Monday, April 14, 2008

The Drowned and the Saved (Continued)

Now that I've gotten in the routine of posting two times a week, I am going to try for three times a week starting today.

I there isn't much time left in the year, but I hope this will help make up for the three weeks when I didn't post at all.

Rein's comment in class today connecting Locke's arguments about power to the situation in the concentration camps as described in The Drowned and the Saved.

I think it is interesting the extent to which the Nazis when to dehumanize prisoners in the concentration camps, especially Jews.

In my mind, it must have required a combination true sadism on the part of the orchestrators of this plan for genocide and an insane lust for maintaining power by any means.

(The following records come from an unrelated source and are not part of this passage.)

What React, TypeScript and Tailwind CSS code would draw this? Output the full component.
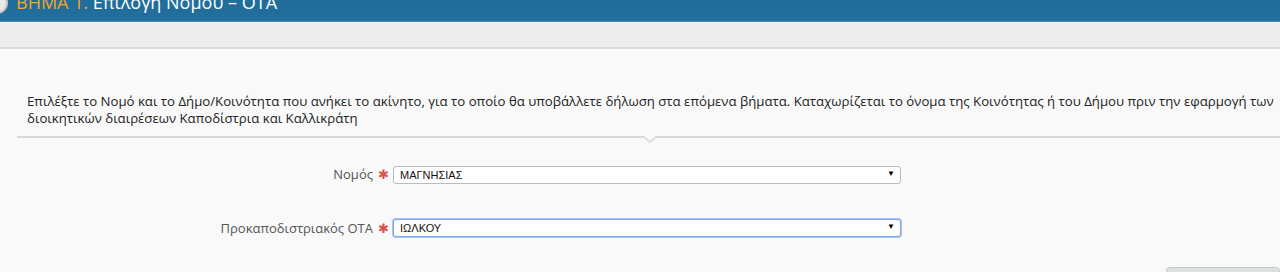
import React from "react";

function Sel({ value, focused }: { value: string; focused?: boolean }) {
  return (
    <div
      className={`relative w-[508px] h-[18px] bg-white rounded-[3px] border flex items-center pl-[6px] text-[11px] text-[#111] ${
        focused ? "border-[#7fa6e6] shadow-[0_0_0_1px_#a9c4f0]" : "border-[#b9bdbd]"
      }`}
      style={{ fontFamily: '"Liberation Sans", Arial, sans-serif' }}
    >
      <span>{value}</span>
      <span className="absolute right-[5px] top-[1px] text-[8px] text-black">▼</span>
    </div>
  );
}

export default function App() {
  return (
    <div
      className="w-[1280px] h-[272px] overflow-hidden bg-[#f9f9f9] flex flex-col"
      style={{ fontFamily: '"Open Sans", "Noto Sans", sans-serif' }}
    >
      <div className="shrink-0 h-[22px] bg-gradient-to-b from-[#1f6d9b] to-[#236f9e] border-b border-[#4b88b0] relative overflow-hidden">
        <div className="absolute left-[-14px] top-[-8px] w-[22px] h-[22px] rounded-full bg-[#e9ebeb] border-2 border-[#c3c8c9]" />
        <div className="pl-[16px] text-[18px] leading-none -translate-y-[7px] whitespace-nowrap">
          <span className="text-[#f5a623]">ΒΗΜΑ 1.</span>
          <span className="text-white"> Επιλογή Νομού – ΟΤΑ</span>
        </div>
      </div>
      <div className="shrink-0 h-[27px] bg-[#ecedec] border-b-2 border-[#d9dddd]" />
      <div className="shrink-0 pt-[44px] pl-[27px] pr-[2px] text-[13.2px] leading-[17px] text-[#222]">
        Επιλέξτε το Νομό και το Δήμο/Κοινότητα που ανήκει το ακίνητο, για το οποίο θα υποβάλλετε δήλωση στα επόμενα βήματα. Καταχωρίζεται το όνομα της Κοινότητας ή του Δήμου πριν την εφαρμογή των διοικητικών διαιρέσεων Καποδίστρια και Καλλικράτη
      </div>
      <div className="shrink-0 relative ml-[17px] mt-[9px] h-[2px] bg-[#d4dada]">
        <svg className="absolute left-[626px] top-0" width="14" height="8" viewBox="0 0 14 8">
          <path d="M0 0 L7 6 L14 0" fill="#f9f9f9" stroke="#d4dada" strokeWidth="1.5" />
        </svg>
      </div>
      <div className="shrink-0 mt-[27px] flex flex-col gap-[34px]">
        <div className="flex items-center">
          <div className="w-[373px] text-right text-[13px] text-[#555]">Νομός</div>
          <span className="w-[20px] text-center text-[#d9534f] text-[13px]">✱</span>
          <Sel value="ΜΑΓΝΗΣΙΑΣ" />
        </div>
        <div className="flex items-center">
          <div className="w-[373px] text-right text-[13px] text-[#555]">Προκαποδιστριακός ΟΤΑ</div>
          <span className="w-[20px] text-center text-[#d9534f] text-[13px]">✱</span>
          <Sel value="ΙΩΛΚΟΥ" focused />
        </div>
      </div>
      <div className="shrink-0 flex justify-end mt-[29px]">
        <div className="w-[114px] h-[20px] bg-[#dde1e1] border border-[#c4cbcb] rounded-[4px]" />
      </div>
    </div>
  );
}
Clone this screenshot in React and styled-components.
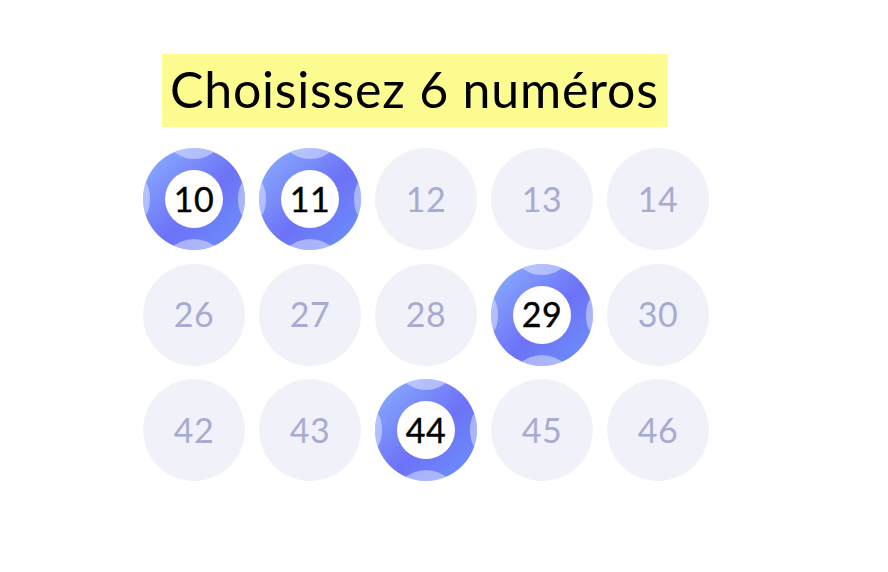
import styled, { createGlobalStyle } from "styled-components";

const GlobalStyle = createGlobalStyle`
    body {
        margin: 0;
        background: #fff;
        font-family: Lato, "Noto Sans", sans-serif;
    }
`

const Page = styled.div`
    padding: 54px 0 0 143px;
`

const Title = styled.h1`
    display: inline-block;
    margin: 0 0 21px 19px;
    padding: 0 9px 0 8px;
    height: 73px;
    line-height: 71px;
    background: #fdfc91;
    color: #000;
    font-size: 50px;
    font-weight: 400;
    letter-spacing: 0.8px;
`

const Grid = styled.div`
    display: grid;
    grid-template-columns: repeat(5, 102px);
    grid-auto-rows: 102px;
    column-gap: 14px;
    row-gap: 13.5px;
`

const Ball = styled.div`
    position: relative;
    width: 102px;
    height: 102px;
    border-radius: 50%;
    background: ${props => props.picked ? "transparent" : "#f1f2f9"};
    display: flex;
    align-items: center;
    justify-content: center;
`

const Number = styled.span`
    position: relative;
    top: -1px;
    font-size: 34px;
    font-weight: 400;
    letter-spacing: 0.5px;
    color: ${props => props.picked ? "#000" : "#a7abd1"};
    -webkit-text-stroke: ${props => props.picked ? "0.4px #000" : "0"};
`

const Inner = styled.div`
    position: absolute;
    left: 22px;
    top: 22px;
    width: 58px;
    height: 58px;
    border-radius: 50%;
    background: #fff;
`

const Shell = styled.svg`
    position: absolute;
    inset: 0;
`

const rows = [
    [10, 11, 12, 13, 14],
    [26, 27, 28, 29, 30],
    [42, 43, 44, 45, 46],
]
const picked = [10, 11, 29, 44]

function BallShell({ id }) {
    return (
        <Shell width="102" height="102" viewBox="0 0 102 102">
            <defs>
                <linearGradient id={"g" + id} x1="0" y1="0" x2="1" y2="1">
                    <stop offset="0" stopColor="#8cb2ff" />
                    <stop offset="0.55" stopColor="#6d72f7" />
                    <stop offset="1" stopColor="#6c93fb" />
                </linearGradient>
                <clipPath id={"c" + id}>
                    <circle cx="51" cy="51" r="51" />
                </clipPath>
            </defs>
            <circle cx="51" cy="51" r="51" fill={`url(#g${id})`} />
            <g clipPath={`url(#c${id})`} fill="#fff" fillOpacity="0.42">
                <circle cx="51" cy="-22" r="33" />
                <circle cx="51" cy="124" r="33" />
                <ellipse cx="-5" cy="51" rx="12" ry="22" />
                <ellipse cx="107" cy="51" rx="12" ry="22" />
            </g>
        </Shell>
    )
}

export default function App() {
    return (
        <Page>
            <GlobalStyle />
            <Title>Choisissez 6 numéros</Title>
            <Grid>
                {rows.flat().map(n => {
                    const on = picked.includes(n)
                    return (
                        <Ball key={n} picked={on}>
                            {on && <BallShell id={n} />}
                            {on && <Inner />}
                            <Number picked={on}>{n}</Number>
                        </Ball>
                    )
                })}
            </Grid>
        </Page>
    )
}
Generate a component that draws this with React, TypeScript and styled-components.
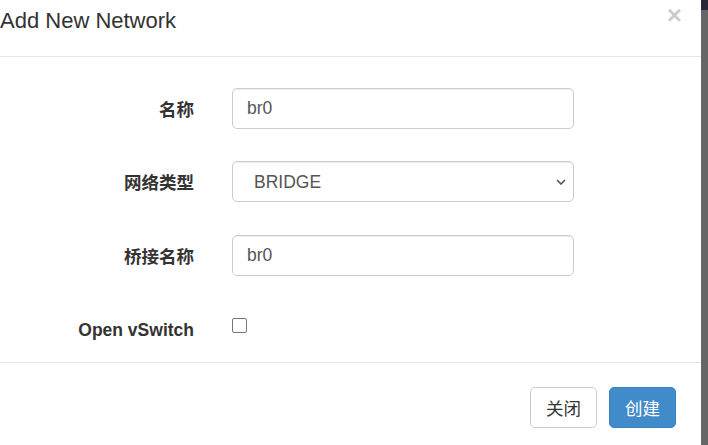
import styled, { createGlobalStyle } from 'styled-components';

const GlobalStyle = createGlobalStyle`
  html, body {
    margin: 0;
    padding: 0;
    background: #ffffff;
  }
  * {
    box-sizing: border-box;
  }
`;

const Page = styled.div`
  display: flex;
  width: 708px;
  height: 445px;
  overflow: hidden;
  font-family: 'Liberation Sans', 'Noto Sans CJK SC', sans-serif;
  color: #333333;
`;

const Modal = styled.section`
  width: 701px;
  flex: none;
  background: #ffffff;
  display: flex;
  flex-direction: column;
`;

const Backdrop = styled.div`
  flex: 1;
  background: #666666;
  display: flex;
  flex-direction: column;
`;

const NavStrip = styled.div`
  height: 10px;
  background: #29263a;
`;

const Header = styled.header`
  height: 57px;
  flex: none;
  display: flex;
  justify-content: space-between;
  align-items: flex-start;
  padding: 6px 19px 0 0;
  border-bottom: 1px solid #e5e5e5;
`;

const Title = styled.h4`
  margin: 0;
  font-size: 22px;
  line-height: 30px;
  font-weight: 400;
  color: #333333;
`;

const Close = styled.button`
  border: 0;
  padding: 0;
  margin-top: -4px;
  background: transparent;
  font-family: 'Liberation Sans', sans-serif;
  font-size: 26px;
  font-weight: 700;
  line-height: 1;
  color: #000000;
  opacity: 0.2;
  cursor: pointer;
`;

const Body = styled.div`
  padding: 31px 0 13px 0;
  display: grid;
  grid-template-columns: 194px 342px;
  grid-auto-rows: 41px;
  column-gap: 38px;
  row-gap: 32.33px;
`;

const Label = styled.label`
  text-align: right;
  padding-top: 2px;
  font-size: 17.5px;
  font-weight: 700;
  line-height: 40px;
  color: #333333;
  white-space: nowrap;
`;

const fieldBase = `
  width: 100%;
  height: 41px;
  border: 1px solid #cccccc;
  border-radius: 5px;
  background: #ffffff;
  box-shadow: inset 0 1px 1px rgba(0, 0, 0, 0.075);
  font-family: 'Liberation Sans', 'Noto Sans CJK SC', sans-serif;
  font-size: 17.5px;
  color: #555555;
  outline: none;
`;

const Input = styled.input`
  ${fieldBase}
  padding: 0 14px;
`;

const SelectWrap = styled.div`
  position: relative;
  height: 41px;
`;

const Select = styled.select`
  ${fieldBase}
  appearance: none;
  -webkit-appearance: none;
  padding: 0 30px 0 21px;
`;

const Chevron = styled.svg`
  position: absolute;
  right: 8px;
  top: 18px;
  pointer-events: none;
`;

const CheckCell = styled.div`
  display: flex;
  align-items: flex-start;
`;

const Checkbox = styled.span`
  width: 15px;
  height: 15px;
  margin-top: 10px;
  border: 1px solid #767676;
  border-radius: 2px;
  background: #ffffff;
`;

const Footer = styled.footer`
  border-top: 1px solid #e5e5e5;
  padding: 24px 25px 0 0;
  display: flex;
  justify-content: flex-end;
  gap: 12px;
`;

const Button = styled.button<{ $primary?: boolean }>`
  width: 67px;
  height: 41px;
  border-radius: 5px;
  border: 1px solid ${(p) => (p.$primary ? '#3b82c2' : '#cccccc')};
  background: ${(p) => (p.$primary ? '#428bca' : '#ffffff')};
  color: ${(p) => (p.$primary ? '#ffffff' : '#333333')};
  font-family: 'Noto Sans CJK SC', sans-serif;
  font-size: 17.5px;
  font-weight: 400;
  padding: 0;
  cursor: pointer;
`;

export default function App() {
  return (
    <>
      <GlobalStyle />
      <Page>
        <Modal>
          <Header>
            <Title>Add New Network</Title>
            <Close aria-label="Close">×</Close>
          </Header>
          <Body>
            <Label>名称</Label>
            <Input defaultValue="br0" />

            <Label>网络类型</Label>
            <SelectWrap>
              <Select defaultValue="BRIDGE">
                <option value="BRIDGE">BRIDGE</option>
                <option value="NAT">NAT</option>
              </Select>
              <Chevron width="10" height="6" viewBox="0 0 10 6">
                <polyline points="1,1 5,5 9,1" fill="none" stroke="#555" strokeWidth="1.6" />
              </Chevron>
            </SelectWrap>

            <Label>桥接名称</Label>
            <Input defaultValue="br0" />

            <Label>Open vSwitch</Label>
            <CheckCell>
              <Checkbox />
            </CheckCell>
          </Body>
          <Footer>
            <Button>关闭</Button>
            <Button $primary>创建</Button>
          </Footer>
        </Modal>
        <Backdrop>
          <NavStrip />
        </Backdrop>
      </Page>
    </>
  );
}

The latter, in my view, helps to explain why they would encourage such sadism among soldiers. People are not naturally sadists. It is an "acquired taste."

In essence, the drugs Nazi leaders chose to control both their population and soldiers were raw hatred and sadism.

Indeed, this is short-sighted if your goal is to keep yourself in power. No stable society has ever been founded on such principles. If left unchecked, eventually "the magician loses control of his spells," and all this hatred turns upon the leadership.

Not to mention, such a society can only exist as long as their are places to conquer and people to torment.

Even in theory, such a society is unsustainable.

This is why the choices Nazi leaders made baffle me, in on a pragmatic level.